╭─ Available data

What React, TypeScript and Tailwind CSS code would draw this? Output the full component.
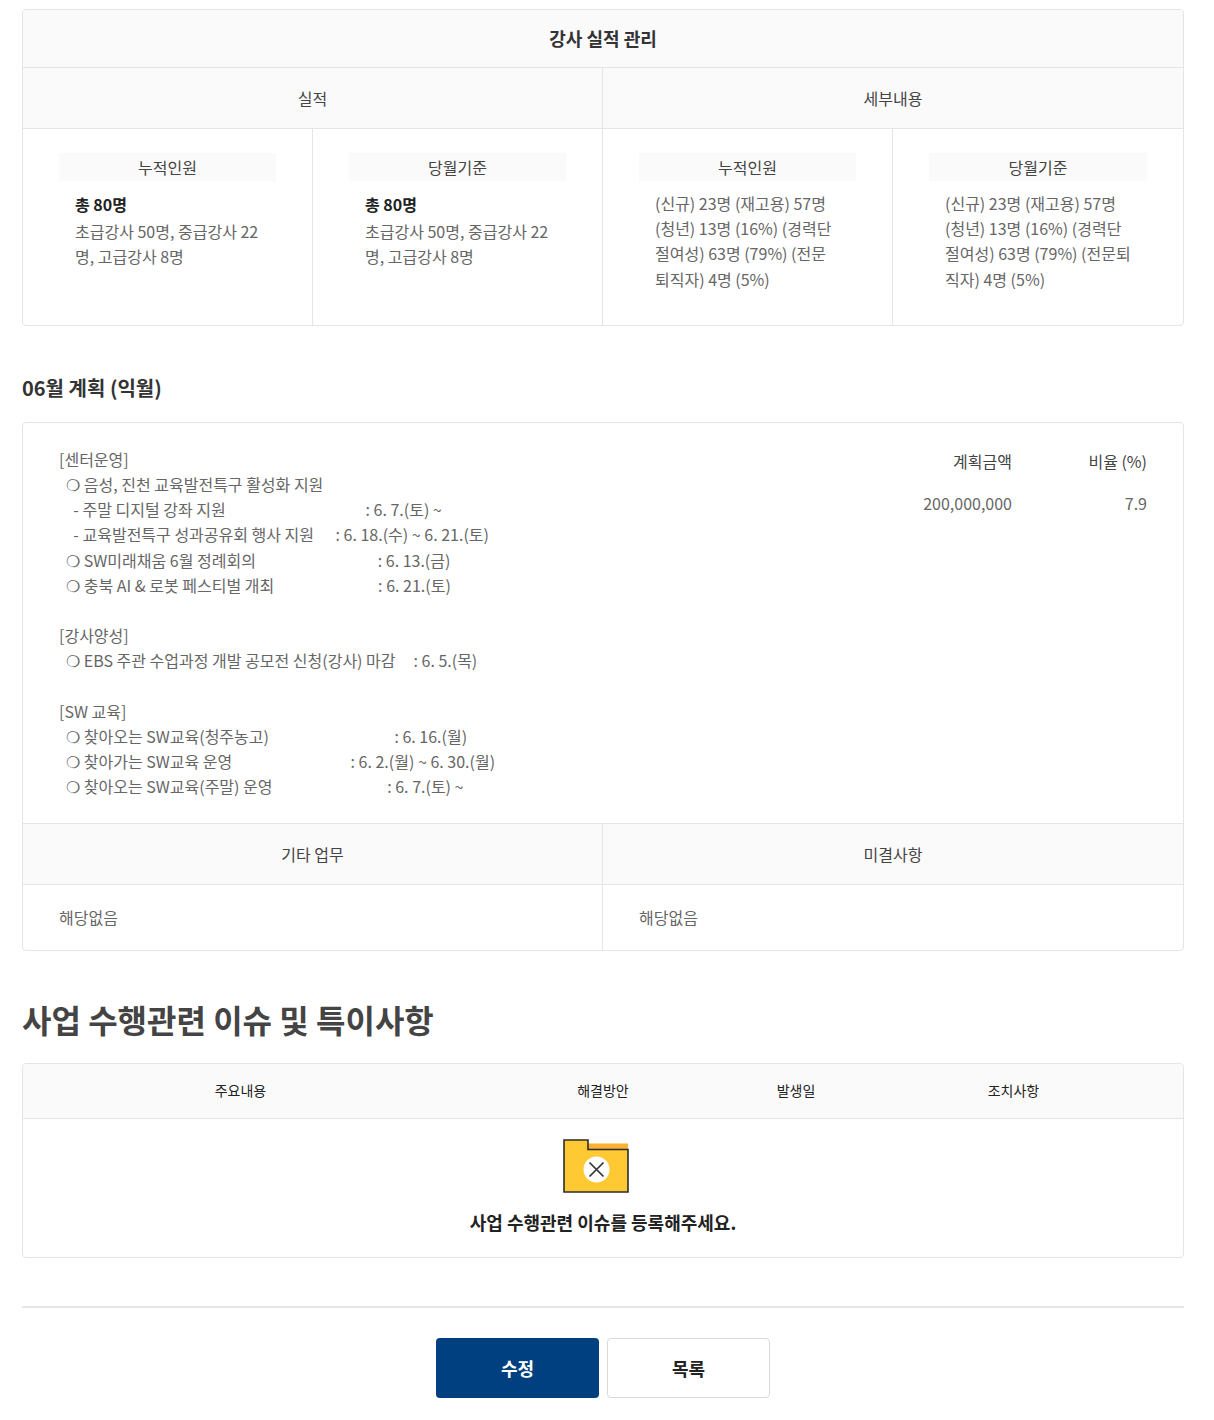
const font = { fontFamily: '"Noto Sans CJK KR", "Noto Sans", sans-serif' };

const planLines = [
  "[센터운영]",
  "  ❍ 음성, 진천 교육발전특구 활성화 지원",
  "    - 주말 디지털 강좌 지원                                       : 6. 7.(토) ~",
  "    - 교육발전특구 성과공유회 행사 지원      : 6. 18.(수) ~ 6. 21.(토)",
  "  ❍ SW미래채움 6월 정례회의                                  : 6. 13.(금)",
  "  ❍ 충북 AI & 로봇 페스티벌 개최                             : 6. 21.(토)",
  "",
  "[강사양성]",
  "  ❍ EBS 주관 수업과정 개발 공모전 신청(강사) 마감     : 6. 5.(목)",
  "",
  "[SW 교육]",
  "  ❍ 찾아오는 SW교육(청주농고)                                   : 6. 16.(월)",
  "  ❍ 찾아가는 SW교육 운영                                 : 6. 2.(월) ~ 6. 30.(월)",
  "  ❍ 찾아오는 SW교육(주말) 운영                                : 6. 7.(토) ~",
];

const HeadCell = ({ children, border }: { children: string; border?: boolean }) => (
  <div
    className={`flex h-[61px] items-center justify-center border-b border-[#e5e5e5] bg-[#fafafa] text-[16px] text-[#444] ${
      border ? "border-r" : ""
    }`}
  >
    {children}
  </div>
);

const StatCell = ({
  title,
  total,
  lines,
  border,
}: {
  title: string;
  total?: string;
  lines: string[];
  border?: boolean;
}) => (
  <div className={`px-9 pt-6 pb-[23px] ${border ? "border-r border-[#e5e5e5]" : ""}`}>
    <div className="flex h-7 items-center justify-center bg-[#fafafa] text-[16px] text-[#444]">{title}</div>
    <div className="mt-[10px] px-4 text-[16px] leading-[25.2px] text-[#666]">
      {total && <div className="mb-[2px] pt-px font-bold text-[#222]">{total}</div>}
      {lines.map((line) => (
        <div key={line}>{line}</div>
      ))}
    </div>
  </div>
);

const Folder = () => (
  <svg width="66" height="54" viewBox="0 0 66 54" className="mr-[14px] block">
    <rect x="24" y="4.5" width="41" height="6" fill="#f9b233" />
    <path d="M1 1h24v9.5h40V53H1z" fill="#ffc933" stroke="#2b2b2b" strokeWidth="1.6" />
    <circle cx="33.5" cy="30.5" r="13" fill="#fff" />
    <path d="M26.5 23.5l14 14M40.5 23.5l-14 14" stroke="#333" strokeWidth="1.7" fill="none" />
  </svg>
);

const App = () => {
  const basic = ["초급강사 50명, 중급강사 22", "명, 고급강사 8명"];

  return (
    <div className="min-h-[1420px] bg-white pt-[9px] pr-[30px] pl-[22px]" style={font}>
      <div className="overflow-hidden rounded-[4px] border border-[#e5e5e5]">
        <div className="flex h-[58px] items-center justify-center border-b border-[#e5e5e5] bg-[#fafafa] text-[18px] font-bold text-[#333]">
          강사 실적 관리
        </div>
        <div className="grid grid-cols-2">
          <HeadCell border>실적</HeadCell>
          <HeadCell>세부내용</HeadCell>
        </div>
        <div className="grid h-[196px] grid-cols-4">
          <StatCell title="누적인원" total="총 80명" lines={basic} border />
          <StatCell title="당월기준" total="총 80명" lines={basic} border />
          <StatCell
            title="누적인원"
            lines={["(신규) 23명 (재고용) 57명", "(청년) 13명 (16%) (경력단", "절여성) 63명 (79%) (전문", "퇴직자) 4명 (5%)"]}
            border
          />
          <StatCell
            title="당월기준"
            lines={["(신규) 23명 (재고용) 57명", "(청년) 13명 (16%) (경력단", "절여성) 63명 (79%) (전문퇴", "직자) 4명 (5%)"]}
          />
        </div>
      </div>

      <h3 className="mt-[44px] text-[20px] leading-[36px] font-bold text-[#333]">06월 계획 (익월)</h3>

      <div className="mt-4 overflow-hidden rounded-[4px] border border-[#e5e5e5]">
        <div className="flex h-[400px] justify-between px-9 pt-[23.8px]">
          <div className="text-[16px] leading-[25.2px] whitespace-pre text-[#666]">
            {planLines.map((line, i) => (
              <div key={i} className="h-[25.2px]">
                {line}
              </div>
            ))}
          </div>
          <div className="mt-[2px] grid h-max grid-cols-[auto_135px] text-right text-[16px] leading-[25.2px]">
            <div className="text-[#444]">계획금액</div>
            <div className="text-[#444]">비율 (%)</div>
            <div className="mt-[17px] text-[#666]">200,000,000</div>
            <div className="mt-[17px] text-[#666]">7.9</div>
          </div>
        </div>
        <div className="grid grid-cols-2 border-t border-[#e5e5e5]">
          <HeadCell border>기타 업무</HeadCell>
          <HeadCell>미결사항</HeadCell>
          <div className="flex h-[65px] items-center border-r border-[#e5e5e5] px-9 pb-[2px] text-[16px] text-[#666]">해당없음</div>
          <div className="flex h-[65px] items-center px-9 pb-[2px] text-[16px] text-[#666]">해당없음</div>
        </div>
      </div>

      <h2 className="mt-[41px] text-[32px] leading-[54px] font-bold text-[#444]">사업 수행관련 이슈 및 특이사항</h2>

      <div className="mt-[17px] overflow-hidden rounded-[4px] border border-[#e5e5e5]">
        <div className="grid h-[55px] grid-cols-[435px_290px_96px_1fr] items-center border-b border-[#e5e5e5] bg-[#fafafa] pb-[2px] text-center text-[14px] text-[#222]">
          <div>주요내용</div>
          <div>해결방안</div>
          <div>발생일</div>
          <div>조치사항</div>
        </div>
        <div className="flex h-[138px] flex-col items-center pt-[20px]">
          <Folder />
          <p className="mt-[16px] text-[18px] leading-[26px] font-bold text-[#222]">사업 수행관련 이슈를 등록해주세요.</p>
        </div>
      </div>

      <div className="mt-12 flex justify-center gap-2 border-t-2 border-[#e5e5e5] pt-[30px]">
        <button className="flex h-[60px] w-[163px] items-center justify-center rounded-[4px] bg-[#004080] text-[18px] font-bold text-white">
          수정
        </button>
        <button className="flex h-[60px] w-[163px] items-center justify-center rounded-[4px] border border-[#d9d9d9] bg-white text-[18px] font-bold text-[#222]">
          목록
        </button>
      </div>
    </div>
  );
};

export default App;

╰─

What to work on: Make an exact copy of all the material, but keep the pictures out of it.

Response for this exercise:
What React, TypeScript and Tailwind CSS code would draw this? Output the full component.
const font = { fontFamily: '"Noto Sans CJK KR", "Noto Sans", sans-serif' };

const planLines = [
  "[센터운영]",
  "  ❍ 음성, 진천 교육발전특구 활성화 지원",
  "    - 주말 디지털 강좌 지원                                       : 6. 7.(토) ~",
  "    - 교육발전특구 성과공유회 행사 지원      : 6. 18.(수) ~ 6. 21.(토)",
  "  ❍ SW미래채움 6월 정례회의                                  : 6. 13.(금)",
  "  ❍ 충북 AI & 로봇 페스티벌 개최                             : 6. 21.(토)",
  "",
  "[강사양성]",
  "  ❍ EBS 주관 수업과정 개발 공모전 신청(강사) 마감     : 6. 5.(목)",
  "",
  "[SW 교육]",
  "  ❍ 찾아오는 SW교육(청주농고)                                   : 6. 16.(월)",
  "  ❍ 찾아가는 SW교육 운영                                 : 6. 2.(월) ~ 6. 30.(월)",
  "  ❍ 찾아오는 SW교육(주말) 운영                                : 6. 7.(토) ~",
];

const HeadCell = ({ children, border }: { children: string; border?: boolean }) => (
  <div
    className={`flex h-[61px] items-center justify-center border-b border-[#e5e5e5] bg-[#fafafa] text-[16px] text-[#444] ${
      border ? "border-r" : ""
    }`}
  >
    {children}
  </div>
);

const StatCell = ({
  title,
  total,
  lines,
  border,
}: {
  title: string;
  total?: string;
  lines: string[];
  border?: boolean;
}) => (
  <div className={`px-9 pt-6 pb-[23px] ${border ? "border-r border-[#e5e5e5]" : ""}`}>
    <div className="flex h-7 items-center justify-center bg-[#fafafa] text-[16px] text-[#444]">{title}</div>
    <div className="mt-[10px] px-4 text-[16px] leading-[25.2px] text-[#666]">
      {total && <div className="mb-[2px] pt-px font-bold text-[#222]">{total}</div>}
      {lines.map((line) => (
        <div key={line}>{line}</div>
      ))}
    </div>
  </div>
);

const Folder = () => (
  <svg width="66" height="54" viewBox="0 0 66 54" className="mr-[14px] block">
    <rect x="24" y="4.5" width="41" height="6" fill="#f9b233" />
    <path d="M1 1h24v9.5h40V53H1z" fill="#ffc933" stroke="#2b2b2b" strokeWidth="1.6" />
    <circle cx="33.5" cy="30.5" r="13" fill="#fff" />
    <path d="M26.5 23.5l14 14M40.5 23.5l-14 14" stroke="#333" strokeWidth="1.7" fill="none" />
  </svg>
);

const App = () => {
  const basic = ["초급강사 50명, 중급강사 22", "명, 고급강사 8명"];

  return (
    <div className="min-h-[1420px] bg-white pt-[9px] pr-[30px] pl-[22px]" style={font}>
      <div className="overflow-hidden rounded-[4px] border border-[#e5e5e5]">
        <div className="flex h-[58px] items-center justify-center border-b border-[#e5e5e5] bg-[#fafafa] text-[18px] font-bold text-[#333]">
          강사 실적 관리
        </div>
        <div className="grid grid-cols-2">
          <HeadCell border>실적</HeadCell>
          <HeadCell>세부내용</HeadCell>
        </div>
        <div className="grid h-[196px] grid-cols-4">
          <StatCell title="누적인원" total="총 80명" lines={basic} border />
          <StatCell title="당월기준" total="총 80명" lines={basic} border />
          <StatCell
            title="누적인원"
            lines={["(신규) 23명 (재고용) 57명", "(청년) 13명 (16%) (경력단", "절여성) 63명 (79%) (전문", "퇴직자) 4명 (5%)"]}
            border
          />
          <StatCell
            title="당월기준"
            lines={["(신규) 23명 (재고용) 57명", "(청년) 13명 (16%) (경력단", "절여성) 63명 (79%) (전문퇴", "직자) 4명 (5%)"]}
          />
        </div>
      </div>

      <h3 className="mt-[44px] text-[20px] leading-[36px] font-bold text-[#333]">06월 계획 (익월)</h3>

      <div className="mt-4 overflow-hidden rounded-[4px] border border-[#e5e5e5]">
        <div className="flex h-[400px] justify-between px-9 pt-[23.8px]">
          <div className="text-[16px] leading-[25.2px] whitespace-pre text-[#666]">
            {planLines.map((line, i) => (
              <div key={i} className="h-[25.2px]">
                {line}
              </div>
            ))}
          </div>
          <div className="mt-[2px] grid h-max grid-cols-[auto_135px] text-right text-[16px] leading-[25.2px]">
            <div className="text-[#444]">계획금액</div>
            <div className="text-[#444]">비율 (%)</div>
            <div className="mt-[17px] text-[#666]">200,000,000</div>
            <div className="mt-[17px] text-[#666]">7.9</div>
          </div>
        </div>
        <div className="grid grid-cols-2 border-t border-[#e5e5e5]">
          <HeadCell border>기타 업무</HeadCell>
          <HeadCell>미결사항</HeadCell>
          <div className="flex h-[65px] items-center border-r border-[#e5e5e5] px-9 pb-[2px] text-[16px] text-[#666]">해당없음</div>
          <div className="flex h-[65px] items-center px-9 pb-[2px] text-[16px] text-[#666]">해당없음</div>
        </div>
      </div>

      <h2 className="mt-[41px] text-[32px] leading-[54px] font-bold text-[#444]">사업 수행관련 이슈 및 특이사항</h2>

      <div className="mt-[17px] overflow-hidden rounded-[4px] border border-[#e5e5e5]">
        <div className="grid h-[55px] grid-cols-[435px_290px_96px_1fr] items-center border-b border-[#e5e5e5] bg-[#fafafa] pb-[2px] text-center text-[14px] text-[#222]">
          <div>주요내용</div>
          <div>해결방안</div>
          <div>발생일</div>
          <div>조치사항</div>
        </div>
        <div className="flex h-[138px] flex-col items-center pt-[20px]">
          <Folder />
          <p className="mt-[16px] text-[18px] leading-[26px] font-bold text-[#222]">사업 수행관련 이슈를 등록해주세요.</p>
        </div>
      </div>

      <div className="mt-12 flex justify-center gap-2 border-t-2 border-[#e5e5e5] pt-[30px]">
        <button className="flex h-[60px] w-[163px] items-center justify-center rounded-[4px] bg-[#004080] text-[18px] font-bold text-white">
          수정
        </button>
        <button className="flex h-[60px] w-[163px] items-center justify-center rounded-[4px] border border-[#d9d9d9] bg-white text-[18px] font-bold text-[#222]">
          목록
        </button>
      </div>
    </div>
  );
};

export default App;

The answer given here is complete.